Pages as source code
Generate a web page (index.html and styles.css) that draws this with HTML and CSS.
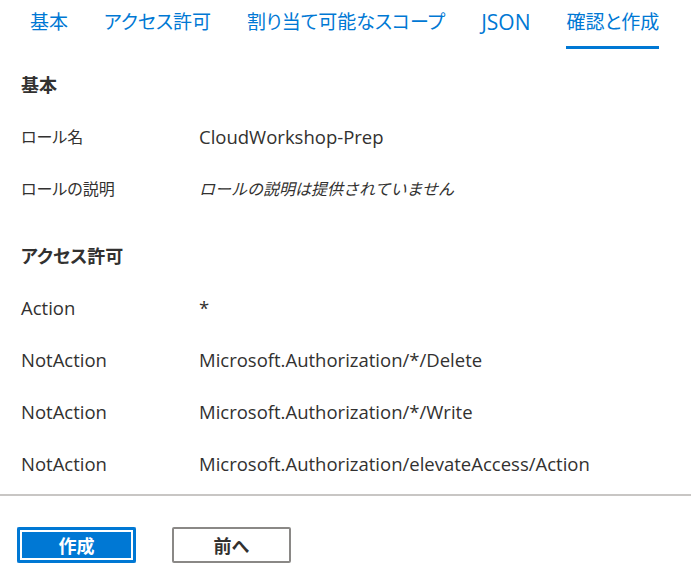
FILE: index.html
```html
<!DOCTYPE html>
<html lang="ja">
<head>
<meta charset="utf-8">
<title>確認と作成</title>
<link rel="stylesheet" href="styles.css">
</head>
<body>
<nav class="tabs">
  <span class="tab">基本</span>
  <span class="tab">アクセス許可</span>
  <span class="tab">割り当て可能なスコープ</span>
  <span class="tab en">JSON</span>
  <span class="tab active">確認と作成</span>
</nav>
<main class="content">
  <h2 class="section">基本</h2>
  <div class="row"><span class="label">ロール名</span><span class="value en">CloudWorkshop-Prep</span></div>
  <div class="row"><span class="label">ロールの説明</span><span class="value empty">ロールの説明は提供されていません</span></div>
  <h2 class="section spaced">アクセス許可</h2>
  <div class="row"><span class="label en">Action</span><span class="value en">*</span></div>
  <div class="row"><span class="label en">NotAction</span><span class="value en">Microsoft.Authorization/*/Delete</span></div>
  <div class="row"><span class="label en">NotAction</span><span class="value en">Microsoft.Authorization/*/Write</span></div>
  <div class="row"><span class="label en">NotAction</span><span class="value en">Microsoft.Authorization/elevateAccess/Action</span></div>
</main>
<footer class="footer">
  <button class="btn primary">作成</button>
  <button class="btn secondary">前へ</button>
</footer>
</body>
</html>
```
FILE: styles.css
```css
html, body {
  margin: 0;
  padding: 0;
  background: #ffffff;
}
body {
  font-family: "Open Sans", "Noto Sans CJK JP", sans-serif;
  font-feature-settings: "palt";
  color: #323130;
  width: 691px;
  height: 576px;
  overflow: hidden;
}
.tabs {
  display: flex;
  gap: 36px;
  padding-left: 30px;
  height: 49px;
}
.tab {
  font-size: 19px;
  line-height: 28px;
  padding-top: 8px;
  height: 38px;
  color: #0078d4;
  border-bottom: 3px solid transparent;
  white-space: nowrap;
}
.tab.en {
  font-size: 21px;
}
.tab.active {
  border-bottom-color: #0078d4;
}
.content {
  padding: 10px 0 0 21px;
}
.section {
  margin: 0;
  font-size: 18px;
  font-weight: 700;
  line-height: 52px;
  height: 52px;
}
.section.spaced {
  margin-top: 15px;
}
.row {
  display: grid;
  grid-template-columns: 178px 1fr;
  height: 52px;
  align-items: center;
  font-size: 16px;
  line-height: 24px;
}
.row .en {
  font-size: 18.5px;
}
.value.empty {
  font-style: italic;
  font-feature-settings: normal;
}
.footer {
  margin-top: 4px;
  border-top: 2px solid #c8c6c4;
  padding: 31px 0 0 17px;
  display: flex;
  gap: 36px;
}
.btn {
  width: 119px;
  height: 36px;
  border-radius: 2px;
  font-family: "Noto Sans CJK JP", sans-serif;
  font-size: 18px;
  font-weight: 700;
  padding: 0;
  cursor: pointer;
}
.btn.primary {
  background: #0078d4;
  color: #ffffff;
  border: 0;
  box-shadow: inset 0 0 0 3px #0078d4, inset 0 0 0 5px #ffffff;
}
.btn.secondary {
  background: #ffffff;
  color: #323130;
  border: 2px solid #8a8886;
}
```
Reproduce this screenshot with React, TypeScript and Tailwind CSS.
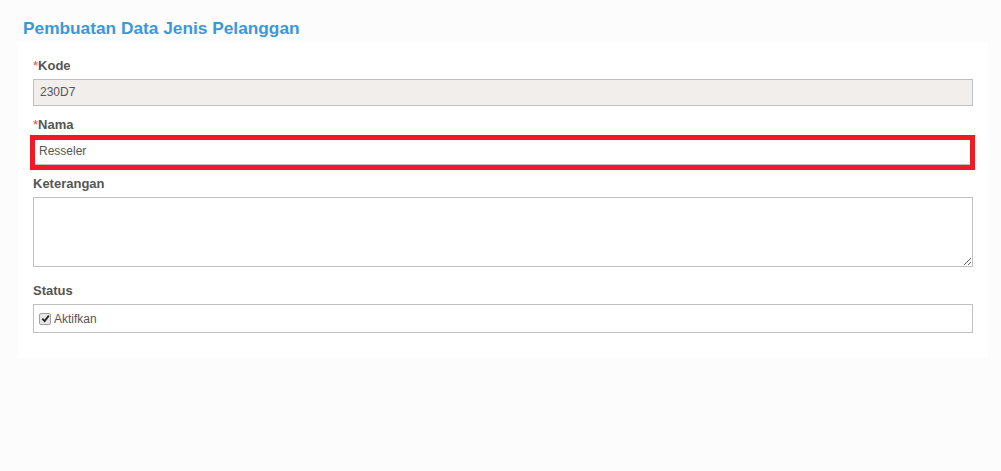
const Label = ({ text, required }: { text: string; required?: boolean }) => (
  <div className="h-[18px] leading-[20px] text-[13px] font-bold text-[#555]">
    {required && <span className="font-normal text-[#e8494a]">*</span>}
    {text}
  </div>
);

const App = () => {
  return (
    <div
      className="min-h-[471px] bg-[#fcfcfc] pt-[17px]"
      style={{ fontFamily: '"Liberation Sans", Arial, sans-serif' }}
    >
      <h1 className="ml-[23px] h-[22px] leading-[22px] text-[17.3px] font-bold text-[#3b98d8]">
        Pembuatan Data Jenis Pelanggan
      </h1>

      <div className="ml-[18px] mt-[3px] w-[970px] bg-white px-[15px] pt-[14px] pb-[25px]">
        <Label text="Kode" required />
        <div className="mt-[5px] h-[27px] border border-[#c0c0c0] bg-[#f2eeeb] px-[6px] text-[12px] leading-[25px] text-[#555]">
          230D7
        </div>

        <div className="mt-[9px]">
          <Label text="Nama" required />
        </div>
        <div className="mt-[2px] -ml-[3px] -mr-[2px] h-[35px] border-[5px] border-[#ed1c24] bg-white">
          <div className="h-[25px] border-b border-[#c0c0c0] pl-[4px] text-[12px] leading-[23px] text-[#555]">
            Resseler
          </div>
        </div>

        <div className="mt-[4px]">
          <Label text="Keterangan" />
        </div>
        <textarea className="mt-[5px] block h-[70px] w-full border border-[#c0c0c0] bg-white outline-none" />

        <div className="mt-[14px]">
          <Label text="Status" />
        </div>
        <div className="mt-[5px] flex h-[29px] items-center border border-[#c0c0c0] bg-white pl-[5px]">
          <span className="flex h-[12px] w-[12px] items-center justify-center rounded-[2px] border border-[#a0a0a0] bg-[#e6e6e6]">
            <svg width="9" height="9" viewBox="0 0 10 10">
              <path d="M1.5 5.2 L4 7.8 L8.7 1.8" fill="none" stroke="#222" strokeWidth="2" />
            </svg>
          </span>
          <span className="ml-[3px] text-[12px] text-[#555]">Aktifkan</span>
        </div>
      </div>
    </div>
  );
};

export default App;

→ **Task goal**:
The listing above needs to be output again exactly. Don't include the pictures.

→ **Completed exercise**:
Generate a web page (index.html and styles.css) that draws this with HTML and CSS.
FILE: index.html
```html
<!DOCTYPE html>
<html lang="ja">
<head>
<meta charset="utf-8">
<title>確認と作成</title>
<link rel="stylesheet" href="styles.css">
</head>
<body>
<nav class="tabs">
  <span class="tab">基本</span>
  <span class="tab">アクセス許可</span>
  <span class="tab">割り当て可能なスコープ</span>
  <span class="tab en">JSON</span>
  <span class="tab active">確認と作成</span>
</nav>
<main class="content">
  <h2 class="section">基本</h2>
  <div class="row"><span class="label">ロール名</span><span class="value en">CloudWorkshop-Prep</span></div>
  <div class="row"><span class="label">ロールの説明</span><span class="value empty">ロールの説明は提供されていません</span></div>
  <h2 class="section spaced">アクセス許可</h2>
  <div class="row"><span class="label en">Action</span><span class="value en">*</span></div>
  <div class="row"><span class="label en">NotAction</span><span class="value en">Microsoft.Authorization/*/Delete</span></div>
  <div class="row"><span class="label en">NotAction</span><span class="value en">Microsoft.Authorization/*/Write</span></div>
  <div class="row"><span class="label en">NotAction</span><span class="value en">Microsoft.Authorization/elevateAccess/Action</span></div>
</main>
<footer class="footer">
  <button class="btn primary">作成</button>
  <button class="btn secondary">前へ</button>
</footer>
</body>
</html>
```
FILE: styles.css
```css
html, body {
  margin: 0;
  padding: 0;
  background: #ffffff;
}
body {
  font-family: "Open Sans", "Noto Sans CJK JP", sans-serif;
  font-feature-settings: "palt";
  color: #323130;
  width: 691px;
  height: 576px;
  overflow: hidden;
}
.tabs {
  display: flex;
  gap: 36px;
  padding-left: 30px;
  height: 49px;
}
.tab {
  font-size: 19px;
  line-height: 28px;
  padding-top: 8px;
  height: 38px;
  color: #0078d4;
  border-bottom: 3px solid transparent;
  white-space: nowrap;
}
.tab.en {
  font-size: 21px;
}
.tab.active {
  border-bottom-color: #0078d4;
}
.content {
  padding: 10px 0 0 21px;
}
.section {
  margin: 0;
  font-size: 18px;
  font-weight: 700;
  line-height: 52px;
  height: 52px;
}
.section.spaced {
  margin-top: 15px;
}
.row {
  display: grid;
  grid-template-columns: 178px 1fr;
  height: 52px;
  align-items: center;
  font-size: 16px;
  line-height: 24px;
}
.row .en {
  font-size: 18.5px;
}
.value.empty {
  font-style: italic;
  font-feature-settings: normal;
}
.footer {
  margin-top: 4px;
  border-top: 2px solid #c8c6c4;
  padding: 31px 0 0 17px;
  display: flex;
  gap: 36px;
}
.btn {
  width: 119px;
  height: 36px;
  border-radius: 2px;
  font-family: "Noto Sans CJK JP", sans-serif;
  font-size: 18px;
  font-weight: 700;
  padding: 0;
  cursor: pointer;
}
.btn.primary {
  background: #0078d4;
  color: #ffffff;
  border: 0;
  box-shadow: inset 0 0 0 3px #0078d4, inset 0 0 0 5px #ffffff;
}
.btn.secondary {
  background: #ffffff;
  color: #323130;
  border: 2px solid #8a8886;
}
```
Reproduce this screenshot with React, TypeScript and Tailwind CSS.
const Label = ({ text, required }: { text: string; required?: boolean }) => (
  <div className="h-[18px] leading-[20px] text-[13px] font-bold text-[#555]">
    {required && <span className="font-normal text-[#e8494a]">*</span>}
    {text}
  </div>
);

const App = () => {
  return (
    <div
      className="min-h-[471px] bg-[#fcfcfc] pt-[17px]"
      style={{ fontFamily: '"Liberation Sans", Arial, sans-serif' }}
    >
      <h1 className="ml-[23px] h-[22px] leading-[22px] text-[17.3px] font-bold text-[#3b98d8]">
        Pembuatan Data Jenis Pelanggan
      </h1>

      <div className="ml-[18px] mt-[3px] w-[970px] bg-white px-[15px] pt-[14px] pb-[25px]">
        <Label text="Kode" required />
        <div className="mt-[5px] h-[27px] border border-[#c0c0c0] bg-[#f2eeeb] px-[6px] text-[12px] leading-[25px] text-[#555]">
          230D7
        </div>

        <div className="mt-[9px]">
          <Label text="Nama" required />
        </div>
        <div className="mt-[2px] -ml-[3px] -mr-[2px] h-[35px] border-[5px] border-[#ed1c24] bg-white">
          <div className="h-[25px] border-b border-[#c0c0c0] pl-[4px] text-[12px] leading-[23px] text-[#555]">
            Resseler
          </div>
        </div>

        <div className="mt-[4px]">
          <Label text="Keterangan" />
        </div>
        <textarea className="mt-[5px] block h-[70px] w-full border border-[#c0c0c0] bg-white outline-none" />

        <div className="mt-[14px]">
          <Label text="Status" />
        </div>
        <div className="mt-[5px] flex h-[29px] items-center border border-[#c0c0c0] bg-white pl-[5px]">
          <span className="flex h-[12px] w-[12px] items-center justify-center rounded-[2px] border border-[#a0a0a0] bg-[#e6e6e6]">
            <svg width="9" height="9" viewBox="0 0 10 10">
              <path d="M1.5 5.2 L4 7.8 L8.7 1.8" fill="none" stroke="#222" strokeWidth="2" />
            </svg>
          </span>
          <span className="ml-[3px] text-[12px] text-[#555]">Aktifkan</span>
        </div>
      </div>
    </div>
  );
};

export default App;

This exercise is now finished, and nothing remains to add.